Input rows:
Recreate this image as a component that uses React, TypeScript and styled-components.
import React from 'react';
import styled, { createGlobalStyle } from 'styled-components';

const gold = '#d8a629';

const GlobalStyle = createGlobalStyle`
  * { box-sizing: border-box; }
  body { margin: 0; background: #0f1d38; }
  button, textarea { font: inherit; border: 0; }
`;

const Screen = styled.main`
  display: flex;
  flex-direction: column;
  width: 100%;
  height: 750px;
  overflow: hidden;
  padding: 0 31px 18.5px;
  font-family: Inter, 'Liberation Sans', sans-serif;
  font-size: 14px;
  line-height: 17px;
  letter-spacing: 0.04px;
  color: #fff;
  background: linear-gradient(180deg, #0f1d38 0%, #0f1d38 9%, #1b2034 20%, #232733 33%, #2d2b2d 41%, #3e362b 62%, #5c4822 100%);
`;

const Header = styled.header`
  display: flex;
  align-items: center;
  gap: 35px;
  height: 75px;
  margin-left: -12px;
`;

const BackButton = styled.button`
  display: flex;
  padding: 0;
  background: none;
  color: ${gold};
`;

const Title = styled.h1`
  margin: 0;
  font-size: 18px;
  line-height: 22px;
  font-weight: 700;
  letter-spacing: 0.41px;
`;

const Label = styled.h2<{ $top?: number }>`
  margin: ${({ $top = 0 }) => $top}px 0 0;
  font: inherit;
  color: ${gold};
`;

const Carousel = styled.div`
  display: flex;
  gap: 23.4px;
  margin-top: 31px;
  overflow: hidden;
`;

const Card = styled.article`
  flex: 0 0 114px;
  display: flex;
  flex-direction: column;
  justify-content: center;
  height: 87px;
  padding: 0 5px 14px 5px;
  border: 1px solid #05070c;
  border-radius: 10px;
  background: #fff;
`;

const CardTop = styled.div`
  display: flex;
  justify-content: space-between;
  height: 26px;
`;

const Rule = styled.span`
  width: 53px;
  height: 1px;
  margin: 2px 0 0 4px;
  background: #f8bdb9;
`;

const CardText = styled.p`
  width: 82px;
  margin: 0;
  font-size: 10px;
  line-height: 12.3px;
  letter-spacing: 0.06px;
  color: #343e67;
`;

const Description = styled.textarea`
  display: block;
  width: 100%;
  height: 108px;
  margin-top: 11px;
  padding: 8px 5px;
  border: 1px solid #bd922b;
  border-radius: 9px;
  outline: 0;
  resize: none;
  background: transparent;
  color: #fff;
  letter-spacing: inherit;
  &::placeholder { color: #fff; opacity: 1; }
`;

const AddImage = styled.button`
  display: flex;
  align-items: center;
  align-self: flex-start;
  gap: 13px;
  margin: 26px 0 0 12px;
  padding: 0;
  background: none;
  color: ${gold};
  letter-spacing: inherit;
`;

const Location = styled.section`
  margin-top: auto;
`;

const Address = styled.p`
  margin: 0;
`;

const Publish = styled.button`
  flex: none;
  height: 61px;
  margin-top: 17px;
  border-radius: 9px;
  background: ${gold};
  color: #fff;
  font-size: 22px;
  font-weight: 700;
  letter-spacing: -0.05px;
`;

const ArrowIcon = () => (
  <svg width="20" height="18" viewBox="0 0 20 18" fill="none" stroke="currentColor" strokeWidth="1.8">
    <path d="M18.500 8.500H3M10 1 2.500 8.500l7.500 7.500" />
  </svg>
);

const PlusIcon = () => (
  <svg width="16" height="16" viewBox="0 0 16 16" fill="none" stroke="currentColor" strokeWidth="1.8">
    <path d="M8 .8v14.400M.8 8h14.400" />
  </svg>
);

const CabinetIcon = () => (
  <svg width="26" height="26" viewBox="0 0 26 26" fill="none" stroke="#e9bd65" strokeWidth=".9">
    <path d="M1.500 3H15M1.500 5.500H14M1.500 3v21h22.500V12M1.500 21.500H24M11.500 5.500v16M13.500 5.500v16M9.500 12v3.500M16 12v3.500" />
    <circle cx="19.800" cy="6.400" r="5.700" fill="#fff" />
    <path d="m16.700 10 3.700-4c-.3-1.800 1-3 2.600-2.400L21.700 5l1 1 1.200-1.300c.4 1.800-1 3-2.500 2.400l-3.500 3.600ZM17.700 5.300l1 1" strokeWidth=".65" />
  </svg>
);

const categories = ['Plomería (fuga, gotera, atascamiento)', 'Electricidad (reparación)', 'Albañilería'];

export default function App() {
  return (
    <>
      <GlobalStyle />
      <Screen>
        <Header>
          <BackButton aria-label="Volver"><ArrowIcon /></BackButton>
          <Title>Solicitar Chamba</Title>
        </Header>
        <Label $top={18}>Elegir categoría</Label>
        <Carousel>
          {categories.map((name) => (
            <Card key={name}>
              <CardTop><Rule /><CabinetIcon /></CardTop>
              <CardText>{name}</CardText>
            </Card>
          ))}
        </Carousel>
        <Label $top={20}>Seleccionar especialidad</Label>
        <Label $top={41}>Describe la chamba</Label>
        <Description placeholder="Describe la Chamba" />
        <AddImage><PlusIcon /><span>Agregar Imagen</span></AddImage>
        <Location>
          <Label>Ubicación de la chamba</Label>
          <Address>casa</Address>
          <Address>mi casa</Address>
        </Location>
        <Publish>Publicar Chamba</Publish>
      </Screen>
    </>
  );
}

* * *

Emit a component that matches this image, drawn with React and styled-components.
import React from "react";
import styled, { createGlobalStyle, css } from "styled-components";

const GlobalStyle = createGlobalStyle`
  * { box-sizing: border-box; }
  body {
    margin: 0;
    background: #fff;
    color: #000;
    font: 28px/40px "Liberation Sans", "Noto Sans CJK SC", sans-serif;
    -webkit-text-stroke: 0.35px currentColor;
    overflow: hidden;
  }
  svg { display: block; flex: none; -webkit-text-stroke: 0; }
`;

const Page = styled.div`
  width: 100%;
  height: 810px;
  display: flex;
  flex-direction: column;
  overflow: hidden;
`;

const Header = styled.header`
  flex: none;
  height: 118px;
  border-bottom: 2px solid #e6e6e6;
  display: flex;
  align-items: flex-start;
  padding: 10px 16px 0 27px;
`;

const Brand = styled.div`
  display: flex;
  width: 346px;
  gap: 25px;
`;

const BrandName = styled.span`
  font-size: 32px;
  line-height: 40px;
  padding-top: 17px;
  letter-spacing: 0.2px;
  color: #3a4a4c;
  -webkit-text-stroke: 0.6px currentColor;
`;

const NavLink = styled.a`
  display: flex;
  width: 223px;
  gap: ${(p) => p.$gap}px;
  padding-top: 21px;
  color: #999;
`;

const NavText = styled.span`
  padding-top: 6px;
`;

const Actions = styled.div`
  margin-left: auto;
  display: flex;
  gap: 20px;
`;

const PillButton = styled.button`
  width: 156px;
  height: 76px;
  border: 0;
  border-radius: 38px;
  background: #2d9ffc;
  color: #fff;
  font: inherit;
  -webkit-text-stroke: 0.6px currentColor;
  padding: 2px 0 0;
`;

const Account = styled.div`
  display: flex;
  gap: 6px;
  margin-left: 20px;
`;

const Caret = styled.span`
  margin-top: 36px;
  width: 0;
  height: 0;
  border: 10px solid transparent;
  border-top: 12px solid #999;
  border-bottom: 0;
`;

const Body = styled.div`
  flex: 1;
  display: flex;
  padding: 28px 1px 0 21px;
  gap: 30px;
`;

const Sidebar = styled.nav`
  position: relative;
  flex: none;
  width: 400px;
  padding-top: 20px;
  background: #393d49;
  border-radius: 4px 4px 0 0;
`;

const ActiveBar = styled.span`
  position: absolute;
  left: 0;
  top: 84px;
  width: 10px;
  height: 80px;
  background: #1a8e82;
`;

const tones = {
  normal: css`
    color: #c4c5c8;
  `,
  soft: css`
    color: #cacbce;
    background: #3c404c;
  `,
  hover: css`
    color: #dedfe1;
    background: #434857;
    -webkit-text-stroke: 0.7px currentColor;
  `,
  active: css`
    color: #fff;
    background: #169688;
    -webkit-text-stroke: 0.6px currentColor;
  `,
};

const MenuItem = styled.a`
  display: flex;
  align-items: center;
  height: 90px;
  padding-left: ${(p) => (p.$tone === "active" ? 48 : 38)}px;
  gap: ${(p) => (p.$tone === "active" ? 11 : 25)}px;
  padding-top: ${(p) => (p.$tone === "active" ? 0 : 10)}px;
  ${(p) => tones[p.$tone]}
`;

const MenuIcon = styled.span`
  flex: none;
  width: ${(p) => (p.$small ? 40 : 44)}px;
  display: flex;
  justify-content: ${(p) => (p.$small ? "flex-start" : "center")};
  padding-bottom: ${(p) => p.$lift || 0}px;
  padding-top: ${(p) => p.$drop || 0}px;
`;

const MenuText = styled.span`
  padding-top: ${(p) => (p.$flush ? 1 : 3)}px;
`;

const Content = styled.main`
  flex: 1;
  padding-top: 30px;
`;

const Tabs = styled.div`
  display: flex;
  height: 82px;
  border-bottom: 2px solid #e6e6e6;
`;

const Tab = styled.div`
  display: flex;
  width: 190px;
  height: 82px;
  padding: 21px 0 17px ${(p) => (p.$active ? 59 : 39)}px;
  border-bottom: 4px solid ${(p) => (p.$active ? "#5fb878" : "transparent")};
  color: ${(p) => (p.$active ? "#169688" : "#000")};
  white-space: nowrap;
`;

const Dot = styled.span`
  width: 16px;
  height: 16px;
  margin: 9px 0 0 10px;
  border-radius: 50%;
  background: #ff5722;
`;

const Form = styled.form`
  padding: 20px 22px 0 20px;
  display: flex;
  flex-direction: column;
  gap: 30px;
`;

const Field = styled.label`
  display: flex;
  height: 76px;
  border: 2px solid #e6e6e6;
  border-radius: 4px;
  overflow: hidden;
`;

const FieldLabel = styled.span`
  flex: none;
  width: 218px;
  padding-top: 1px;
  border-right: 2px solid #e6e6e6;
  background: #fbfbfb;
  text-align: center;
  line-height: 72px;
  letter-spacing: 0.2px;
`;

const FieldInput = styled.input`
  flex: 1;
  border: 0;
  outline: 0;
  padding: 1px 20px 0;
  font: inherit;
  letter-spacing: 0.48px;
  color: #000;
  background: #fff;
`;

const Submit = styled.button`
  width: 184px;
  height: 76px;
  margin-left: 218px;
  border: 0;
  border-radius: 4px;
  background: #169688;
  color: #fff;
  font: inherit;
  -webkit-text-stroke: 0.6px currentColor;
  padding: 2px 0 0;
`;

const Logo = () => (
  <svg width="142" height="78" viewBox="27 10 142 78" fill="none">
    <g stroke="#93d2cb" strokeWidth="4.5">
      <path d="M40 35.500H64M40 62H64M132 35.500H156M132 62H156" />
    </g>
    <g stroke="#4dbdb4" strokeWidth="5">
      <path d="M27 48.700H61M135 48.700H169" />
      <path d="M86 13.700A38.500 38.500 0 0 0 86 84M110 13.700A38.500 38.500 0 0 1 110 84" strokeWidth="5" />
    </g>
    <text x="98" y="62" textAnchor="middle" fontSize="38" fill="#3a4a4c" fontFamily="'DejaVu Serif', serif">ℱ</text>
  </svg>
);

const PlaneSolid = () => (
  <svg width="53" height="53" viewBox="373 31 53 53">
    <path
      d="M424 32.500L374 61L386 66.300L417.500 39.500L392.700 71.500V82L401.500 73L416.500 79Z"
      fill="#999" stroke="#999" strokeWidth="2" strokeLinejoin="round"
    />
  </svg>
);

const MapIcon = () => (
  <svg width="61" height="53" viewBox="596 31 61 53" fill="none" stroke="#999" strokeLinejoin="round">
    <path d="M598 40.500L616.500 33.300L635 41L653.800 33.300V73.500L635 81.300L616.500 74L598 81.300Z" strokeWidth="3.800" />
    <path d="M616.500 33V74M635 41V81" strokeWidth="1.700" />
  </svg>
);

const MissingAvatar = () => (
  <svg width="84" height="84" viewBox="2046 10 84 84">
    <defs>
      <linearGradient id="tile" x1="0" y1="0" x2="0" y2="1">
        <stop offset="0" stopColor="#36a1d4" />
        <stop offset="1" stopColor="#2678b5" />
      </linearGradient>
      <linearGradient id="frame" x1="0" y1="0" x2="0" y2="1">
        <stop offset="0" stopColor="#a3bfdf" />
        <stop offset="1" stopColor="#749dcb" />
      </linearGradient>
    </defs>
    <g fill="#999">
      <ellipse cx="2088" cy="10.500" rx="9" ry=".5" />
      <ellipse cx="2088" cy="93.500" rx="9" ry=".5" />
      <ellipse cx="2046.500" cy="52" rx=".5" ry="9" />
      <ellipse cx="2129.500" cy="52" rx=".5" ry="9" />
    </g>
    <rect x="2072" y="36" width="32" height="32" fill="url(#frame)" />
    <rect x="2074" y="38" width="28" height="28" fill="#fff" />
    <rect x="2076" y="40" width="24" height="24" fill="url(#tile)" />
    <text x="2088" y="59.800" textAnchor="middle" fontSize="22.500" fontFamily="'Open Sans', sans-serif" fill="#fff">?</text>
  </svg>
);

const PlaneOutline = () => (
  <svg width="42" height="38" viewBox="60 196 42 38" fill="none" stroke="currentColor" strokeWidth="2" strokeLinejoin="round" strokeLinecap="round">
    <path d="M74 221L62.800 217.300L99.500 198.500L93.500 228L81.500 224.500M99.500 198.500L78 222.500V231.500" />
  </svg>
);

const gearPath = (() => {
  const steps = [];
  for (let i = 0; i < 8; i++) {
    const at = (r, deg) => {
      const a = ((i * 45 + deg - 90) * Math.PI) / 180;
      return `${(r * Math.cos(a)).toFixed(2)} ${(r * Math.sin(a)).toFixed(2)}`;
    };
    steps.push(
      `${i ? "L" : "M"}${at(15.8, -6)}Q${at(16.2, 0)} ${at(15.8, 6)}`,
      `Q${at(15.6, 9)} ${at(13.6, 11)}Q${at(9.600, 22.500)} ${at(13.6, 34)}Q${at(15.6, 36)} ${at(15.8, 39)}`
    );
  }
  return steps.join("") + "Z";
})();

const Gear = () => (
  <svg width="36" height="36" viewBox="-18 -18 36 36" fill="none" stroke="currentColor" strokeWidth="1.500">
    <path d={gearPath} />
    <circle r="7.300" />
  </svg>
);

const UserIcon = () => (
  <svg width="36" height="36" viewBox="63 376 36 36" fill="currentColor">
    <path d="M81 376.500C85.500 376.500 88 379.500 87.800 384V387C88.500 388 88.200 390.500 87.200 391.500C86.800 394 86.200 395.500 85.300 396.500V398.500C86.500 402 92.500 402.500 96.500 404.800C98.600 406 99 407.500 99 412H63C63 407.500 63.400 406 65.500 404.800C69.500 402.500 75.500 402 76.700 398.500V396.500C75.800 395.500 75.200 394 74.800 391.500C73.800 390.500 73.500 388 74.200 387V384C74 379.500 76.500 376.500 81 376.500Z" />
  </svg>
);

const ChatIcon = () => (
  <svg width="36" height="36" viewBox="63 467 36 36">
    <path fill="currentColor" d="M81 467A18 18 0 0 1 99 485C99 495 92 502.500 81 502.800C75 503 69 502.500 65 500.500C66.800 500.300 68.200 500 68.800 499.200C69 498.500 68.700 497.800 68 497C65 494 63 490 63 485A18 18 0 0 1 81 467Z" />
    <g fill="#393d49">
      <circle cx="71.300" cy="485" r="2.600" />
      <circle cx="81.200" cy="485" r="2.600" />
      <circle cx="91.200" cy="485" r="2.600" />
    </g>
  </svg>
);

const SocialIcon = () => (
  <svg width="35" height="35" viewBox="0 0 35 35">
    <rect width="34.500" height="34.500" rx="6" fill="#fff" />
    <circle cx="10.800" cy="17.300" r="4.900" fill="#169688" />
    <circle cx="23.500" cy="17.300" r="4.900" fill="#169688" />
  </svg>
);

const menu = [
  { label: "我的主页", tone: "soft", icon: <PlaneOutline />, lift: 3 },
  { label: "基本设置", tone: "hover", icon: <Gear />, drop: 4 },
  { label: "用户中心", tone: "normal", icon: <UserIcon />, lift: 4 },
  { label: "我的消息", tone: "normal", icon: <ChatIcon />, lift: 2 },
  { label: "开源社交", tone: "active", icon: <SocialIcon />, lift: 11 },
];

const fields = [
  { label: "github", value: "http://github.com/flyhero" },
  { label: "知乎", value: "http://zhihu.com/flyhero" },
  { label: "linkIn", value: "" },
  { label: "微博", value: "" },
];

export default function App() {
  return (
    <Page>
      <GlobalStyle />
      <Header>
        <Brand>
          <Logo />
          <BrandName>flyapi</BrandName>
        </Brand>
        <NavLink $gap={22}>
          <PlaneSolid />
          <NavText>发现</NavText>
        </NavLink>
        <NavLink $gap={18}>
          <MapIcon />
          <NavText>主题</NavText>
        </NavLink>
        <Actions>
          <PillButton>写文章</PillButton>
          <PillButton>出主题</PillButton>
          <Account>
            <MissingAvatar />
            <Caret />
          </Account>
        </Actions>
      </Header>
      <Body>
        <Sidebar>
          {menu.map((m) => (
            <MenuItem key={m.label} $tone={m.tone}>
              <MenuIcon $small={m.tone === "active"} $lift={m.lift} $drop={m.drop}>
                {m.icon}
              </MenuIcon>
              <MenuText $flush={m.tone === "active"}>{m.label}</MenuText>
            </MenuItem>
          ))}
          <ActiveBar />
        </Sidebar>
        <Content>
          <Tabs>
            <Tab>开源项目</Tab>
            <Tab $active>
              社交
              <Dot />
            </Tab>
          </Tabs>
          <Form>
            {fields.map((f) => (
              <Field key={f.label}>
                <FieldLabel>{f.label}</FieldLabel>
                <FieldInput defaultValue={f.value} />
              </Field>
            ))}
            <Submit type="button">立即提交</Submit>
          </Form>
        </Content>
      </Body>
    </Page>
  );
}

Exercise task:
Lines containing the word "that" must all be returned from the material above.

Result of the exercise:
Recreate this image as a component that uses React, TypeScript and styled-components.
Emit a component that matches this image, drawn with React and styled-components.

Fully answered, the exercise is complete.